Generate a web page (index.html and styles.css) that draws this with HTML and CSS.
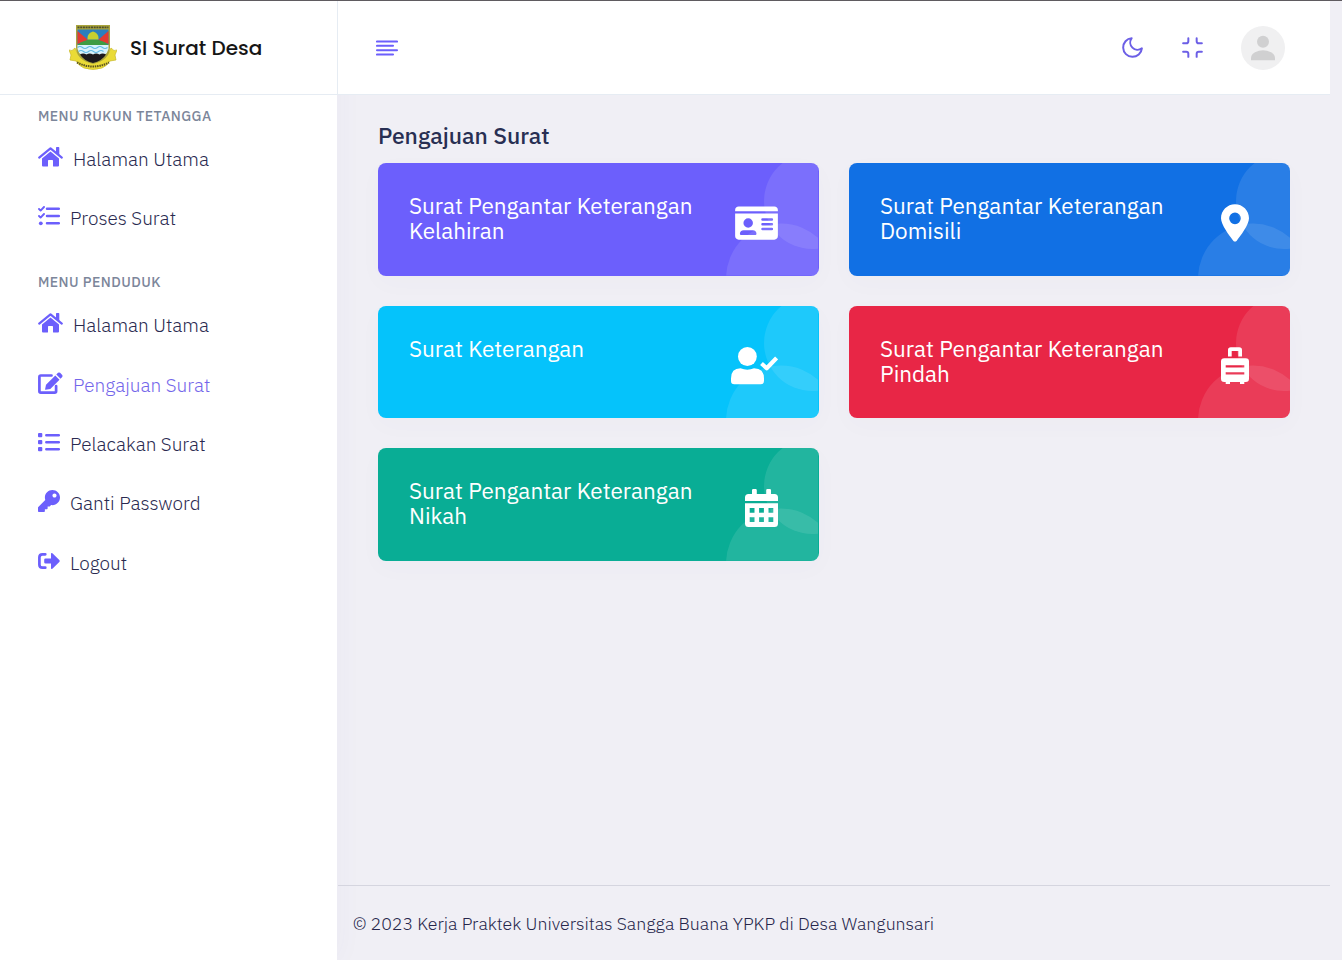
FILE: index.html
```html
<!DOCTYPE html>
<html lang="id">
<head>
<meta charset="utf-8">
<title>SI Surat Desa</title>
<link rel="stylesheet" href="styles.css">
</head>
<body>
<svg class="defs" width="0" height="0">
  <defs>
    <symbol id="house" viewBox="0 0 25 20"><path d="M1.2 10.6 12.5 1.3 23.8 10.6" fill="none" stroke="currentColor" stroke-width="2.2" stroke-linecap="round" stroke-linejoin="round"/><path d="M18 .7q0-.7.7-.7h1.9q.7 0 .7.7V8L18 5.2zM12.5 4.6 21 11.6V18.6q0 1-1 1h-4.300q-.7 0-.7-.7V13.800q0-.7-.7-.7h-3.600q-.7 0-.7.7V18.900q0 .7-.7.7H5q-1 0-1-1V11.600z"/></symbol>
    <symbol id="glow" viewBox="0 0 93 113"><circle cx="86" cy="38" r="48"/><circle cx="55" cy="115.500" r="55"/></symbol>
  </defs>
</svg>
<div class="app">
  <aside class="sidebar">
    <div class="brand">
      <svg class="crest" viewBox="0 0 48 46">
        <path d="M0 25q3 2 6-2l4 8q14 9 28 0l4-8q3 4 6 2l-2 5 1 5-6 1q-3 5-8 7-9 3-18 0-5-2-8-7l-6-1 1-5z" fill="#eadb36" stroke="#c9b92a" stroke-width=".7"/>
        <path d="M7 0H41V22q0 13-17 17Q7 35 7 22z" fill="#a9a43c"/>
        <path d="M8.500 4.500H39.500V20H8.500z" fill="#2c7fbd"/>
        <path d="M8.500 6 19 15 8.500 19zM39.500 6 29 15l10.500 4z" fill="#e23b32"/>
        <path d="M8.500 20q6-5.500 15.500-5.500t15.500 5.500z" fill="#3f9b43"/>
        <path d="M18.500 13q0-5 5.500-6.500 5.500 1.500 5.500 6.500v1.500h-11z" fill="#c8d030"/>
        <path d="M8.500 20h31v4q-1 4-4 6h-23q-3-2-4-6z" fill="#d9f2fb"/>
        <path d="M8.500 22.500q2.500-2 5 0t5 0 5 0 5 0 5 0 5 0M9.500 26.500q2.500-2 5 0t5 0 5 0 5 0 5 0" fill="none" stroke="#62bbe6" stroke-width="1.200"/>
        <path d="M11 29.500q3-2 6.500 0 3-2 6.500 0 3-2 6.500 0 3-2 6.500 0-4 6.500-13 8.500-9-2-13-8.500z" fill="#1d1a1d"/>
        <path d="M8.500 2.400h31" stroke="#4f4f2c" stroke-width="1.800" stroke-dasharray="2 .7"/>
        <path d="M8 37.500q16 8 32 0" fill="none" stroke="#5c5420" stroke-width="2" stroke-dasharray="1.500 .8"/>
      </svg>
      <span class="brand-name">SI Surat Desa</span>
    </div>
    <nav class="menu">
      <h6 class="menu-title first">MENU RUKUN TETANGGA</h6>
      <a class="item"><svg class="ico w25"><use href="#house"/></svg><span>Halaman Utama</span></a>
      <a class="item"><svg class="ico w22" viewBox="0 0 22 20"><path d="M9 2.800H20.800M9 10H20.800M9 17.300H20.800" fill="none" stroke="currentColor" stroke-width="2.500" stroke-linecap="round"/><path d="M1 3 2.600 4.600 6 1M1 10 2.600 11.600 6 8" fill="none" stroke="currentColor" stroke-width="1.900" stroke-linecap="round" stroke-linejoin="round"/><circle cx="2.800" cy="17.300" r="1.900"/></svg><span>Proses Surat</span></a>
      <h6 class="menu-title">MENU PENDUDUK</h6>
      <a class="item"><svg class="ico w25"><use href="#house"/></svg><span>Halaman Utama</span></a>
      <a class="item active"><svg class="ico w25 tall" viewBox="0 0 25 22"><path d="M13.500 3.500H2.800Q1.400 3.500 1.400 4.900V19.200Q1.400 20.600 2.800 20.600H16.700Q18.100 20.600 18.100 19.200V14" fill="none" stroke="currentColor" stroke-width="2.700" stroke-linecap="round"/><path d="M17.300 3.500 21.500 7.700 12.300 16.900 7.500 17.800Q7 17.800 7.100 17.300L8 12.800zM18.300 2.500 20 .8Q21 0 22.100.8L24.200 2.900Q25 4 24.200 5L22.500 6.700z"/></svg><span>Pengajuan Surat</span></a>
      <a class="item"><svg class="ico w22" viewBox="0 0 22 20"><path d="M8.300 3.200H20.800M8.300 10.200H20.800M8.300 17.200H20.800" fill="none" stroke="currentColor" stroke-width="2.500" stroke-linecap="round"/><rect y="1" width="4.300" height="4.300" rx="1"/><rect y="8" width="4.300" height="4.300" rx="1"/><rect y="15" width="4.300" height="4.300" rx="1"/></svg><span>Pelacakan Surat</span></a>
      <a class="item"><svg class="ico w22 key" viewBox="0 0 512 512"><path fill-rule="evenodd" d="M512 176.001C512 273.203 433.202 352 336 352c-11.220 0-22.190-1.062-32.827-3.069l-24.012 27.014A23.999 23.999 0 0 1 261.223 384H224v40c0 13.255-10.745 24-24 24h-40v40c0 13.255-10.745 24-24 24H24c-13.255 0-24-10.745-24-24v-78.059c0-6.365 2.529-12.470 7.029-16.971l161.802-161.802C163.108 213.814 160 195.271 160 176 160 78.798 238.797.001 335.999 0 433.488-.001 512 78.511 512 176.001zM336 128c0 26.510 21.490 48 48 48s48-21.490 48-48-21.490-48-48-48-48 21.490-48 48z"/></svg><span>Ganti Password</span></a>
      <a class="item"><svg class="ico w22" viewBox="0 0 22 20"><path d="M7.300 3.300H4.500Q1.400 3.300 1.400 6.200v7.600q0 2.900 3.100 2.900H7.300" fill="none" stroke="currentColor" stroke-width="2.700" stroke-linecap="round"/><path d="M7.500 7.400H13V3q0-1.700 1.400-.7l6.900 6.700q.8 1 0 2L14.400 17.700Q13 18.700 13 17v-4.400H7.500Q6.200 12.600 6.200 11.300V8.700Q6.200 7.400 7.500 7.400z"/></svg><span>Logout</span></a>
    </nav>
  </aside>
  <div class="main">
    <header class="topbar">
      <svg class="burger" viewBox="0 0 22 16"><path d="M1 1.500H21M1 5.800H17M1 10.200H21M1 14.500H17"/></svg>
      <div class="tools">
        <svg class="tool" viewBox="0 0 24 24"><path d="M21 12.790A9 9 0 1 1 11.210 3 7 7 0 0 0 21 12.790z"/></svg>
        <svg class="tool" viewBox="0 0 24 24"><path d="M8 3v3a2 2 0 0 1-2 2H3m18 0h-3a2 2 0 0 1-2-2V3m0 18v-3a2 2 0 0 1 2-2h3M3 16h3a2 2 0 0 1 2 2v3"/></svg>
        <svg class="avatar" viewBox="0 0 44 44"><circle cx="22" cy="22" r="22" fill="#f0f0f1"/><circle cx="22" cy="15.800" r="6" fill="#d0d0d1"/><path d="M10 34.300V32q0-3.500 4-5.800 8-4 16 0 4 2.300 4 5.800v2.300z" fill="#d0d0d1"/></svg>
      </div>
    </header>
    <main class="content">
      <h4 class="page-title">Pengajuan Surat</h4>
      <div class="cards">
        <a class="card purple"><svg class="glow"><use href="#glow"/></svg><h3>Surat Pengantar Keterangan<br>Kelahiran</h3>
          <svg class="card-ico" width="43" height="38" viewBox="0 0 576 512"><path fill-rule="evenodd" d="M0 80c0-30 20-48 48-48H528c28 0 48 18 48 48v16H0zM0 128H576V432c0 28-20 48-48 48H48c-28 0-48-20-48-48zM64 405q0 11 11 11H277q11 0 11-11 0-53-53-53H117q-53 0-53 53zM176 192a64 64 0 1 0 0 128 64 64 0 1 0 0-128zM368 192a16 16 0 0 0 0 32H496a16 16 0 0 0 0-32zM368 256a16 16 0 0 0 0 32H496a16 16 0 0 0 0-32zM368 320a16 16 0 0 0 0 32H496a16 16 0 0 0 0-32z"/></svg></a>
        <a class="card blue"><svg class="glow"><use href="#glow"/></svg><h3>Surat Pengantar Keterangan<br>Domisili</h3>
          <svg class="card-ico" width="28" height="38" viewBox="0 0 384 512"><path fill-rule="evenodd" d="M215.700 499.200C267 435 384 279.400 384 192C384 86 298 0 192 0S0 86 0 192c0 87.400 117 243 168.300 307.200c12.300 15.300 35.100 15.300 47.400 0zM192 112a80 80 0 1 1 0 160 80 80 0 1 1 0-160z"/></svg></a>
        <a class="card cyan"><svg class="glow"><use href="#glow"/></svg><h3>Surat Keterangan</h3>
          <svg class="card-ico" width="47" height="38" viewBox="0 0 47 38"><circle cx="16.400" cy="9.500" r="9.400"/><path d="M9.500 21.300Q16.400 24 23 21.300 33 21.300 33 31.500V34Q33 37.300 29.700 37.300H3.300Q0 37.300 0 34V31.500Q0 21.300 9.500 21.300z"/><path d="M30.500 16.500 35.700 21.200 45.600 11" fill="none" stroke="#fff" stroke-width="4.200" stroke-linejoin="round"/></svg></a>
        <a class="card red"><svg class="glow"><use href="#glow"/></svg><h3>Surat Pengantar Keterangan<br>Pindah</h3>
          <svg class="card-ico" width="28" height="38" viewBox="0 0 28 38"><path fill-rule="evenodd" d="M7 9.500V3q0-2.800 2.800-2.800h8.400Q21 .2 21 3V9.500H17.300V4H10.700V9.500zM3.300 11.300H24.700Q28 11.300 28 14.600V31.700Q28 35 24.700 35H23.300V37H19V35H9V37H4.700V35H3.300Q0 35 0 31.700V14.600Q0 11.300 3.300 11.300zM4.700 18.300V20.600H23.300V18.300zM4.700 25.300V27.600H23.300V25.300z"/></svg></a>
        <a class="card green"><svg class="glow"><use href="#glow"/></svg><h3>Surat Pengantar Keterangan<br>Nikah</h3>
          <svg class="card-ico" width="33" height="38" viewBox="0 0 33 38"><path fill-rule="evenodd" d="M7 5V1.200Q7 0 8.200 0h2.400q1.200 0 1.200 1.200V5H21.200V1.200Q21.200 0 22.400 0h2.400Q26 0 26 1.200V5h3.500Q33 5 33 8.500V12H0V8.500Q0 5 3.500 5zM0 14.200H33V34.500Q33 38 29.500 38H3.500Q0 38 0 34.500zM4.700 19v4.800h4.800V19zM14.100 19v4.800h4.800V19zM23.500 19v4.800h4.800V19zM4.700 28.300v4.800h4.800v-4.800zM14.100 28.300v4.800h4.800v-4.800zM23.500 28.300v4.800h4.800v-4.800z"/></svg></a>
      </div>
    </main>
    <footer class="footer"><span>© 2023 Kerja Praktek Universitas Sangga Buana YPKP di Desa Wangunsari</span></footer>
  </div>
</div>
</body>
</html>
```
FILE: styles.css
```css
* { box-sizing: border-box; }
body {
  margin: 0;
  background: #f0eff5;
  color: #26264b;
  font-family: "IBM Plex Sans", Roboto, sans-serif;
}
.defs { display: block; }
.app {
  display: flex;
  height: 960px;
  border-top: 1px solid #5f5b60;
  overflow: hidden;
}
.sidebar {
  width: 337px;
  flex: none;
  background: #fff;
  box-shadow: 0 0 28px rgba(82, 85, 170, .04);
}
.brand {
  height: 94px;
  display: flex;
  align-items: center;
  gap: 13px;
  padding-left: 69px;
  border-bottom: 1px solid #e6ecf3;
}
.crest { width: 48px; height: 46px; }
.brand-name {
  font: 500 20px/30px Poppins, Inter, sans-serif;
  color: #161616;
  white-space: nowrap;
}
.menu { padding-left: 38px; display: flex; flex-direction: column; }
.menu-title {
  margin: 14.500px 0 13px;
  font-size: 14px;
  line-height: 20px;
  font-weight: 500;
  letter-spacing: .45px;
  color: #7c869a;
}
.menu-title.first { margin-top: 11px; }
.item {
  height: 59.400px;
  display: flex;
  align-items: flex-start;
  gap: 10px;
  font-size: 19px;
  line-height: 40px;
  font-weight: 300;
  color: #2a2a50;
  white-space: nowrap;
}
.item.active { color: #7366ea; }
.ico {
  height: 20px;
  flex: none;
  margin-top: 8px;
  fill: currentColor;
  color: #6c5ffc;
}
.ico.tall, .ico.key { height: 22px; margin-top: 7px; }
.w25 { width: 25px; }
.w22 { width: 22px; }
.main { flex: 1; display: flex; flex-direction: column; min-width: 0; }
.topbar {
  height: 94px;
  width: 993px;
  flex: none;
  display: flex;
  align-items: center;
  justify-content: space-between;
  padding: 0 45px 0 38px;
  background: #fff;
  border-left: 1px solid #e6ecf3;
  border-bottom: 1px solid #e6ecf3;
}
.burger { width: 22px; height: 16px; fill: none; stroke: #6c5ffc; stroke-width: 2.100; stroke-linecap: round; }
.tools { display: flex; align-items: center; gap: 35px; }
.tool { width: 25px; height: 25px; fill: none; stroke: #6c5fe6; stroke-width: 1.900; stroke-linecap: round; stroke-linejoin: round; }
.avatar { width: 44px; height: 44px; margin-left: 1px; }
.content { flex: 1; padding: 26px 52px 0 41px; }
.page-title {
  margin: 0 0 12px;
  font-size: 22.900px;
  line-height: 30px;
  font-weight: 500;
  color: #282f53;
}
.cards { display: grid; grid-template-columns: 441px 441px; grid-auto-rows: 112.600px; gap: 30px; }
.card {
  position: relative;
  display: flex;
  align-items: flex-start;
  justify-content: space-between;
  padding: 30px 41px 0 31px;
  border-radius: 8px;
  overflow: hidden;
  color: #fff;
  box-shadow: 0 7px 26px rgba(70, 72, 130, .025);
}
.card h3 { margin: 0; font-size: 22.500px; line-height: 25px; font-weight: 400; white-space: nowrap; }
.glow {
  position: absolute;
  right: 0;
  bottom: 0;
  width: 93px;
  height: 113px;
  fill: rgba(255, 255, 255, .1);
  clip-path: inset(0 1px 0 0);
}
.blue .glow, .red .glow { right: -1px; }
.card-ico { position: relative; flex: none; margin-top: 11px; fill: #fff; }
.purple { background: #6c5ffc; }
.blue { background: #1170e4; }
.cyan { background: #05c3fb; }
.red { background: #e82646; }
.green { background: #09ad95; }
.footer {
  height: 75px;
  width: 992px;
  margin-left: 1px;
  padding-left: 15px;
  border-top: 1px solid #d5d5df;
  font-size: 17.750px;
  line-height: 76px;
  font-weight: 300;
  white-space: nowrap;
}
```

§ Challenge: Extract every line containing the string "page" from the data above.

§ Task solution:
Generate a web page (index.html and styles.css) that draws this with HTML and CSS.
      <h4 class="page-title">Pengajuan Surat</h4>
.page-title {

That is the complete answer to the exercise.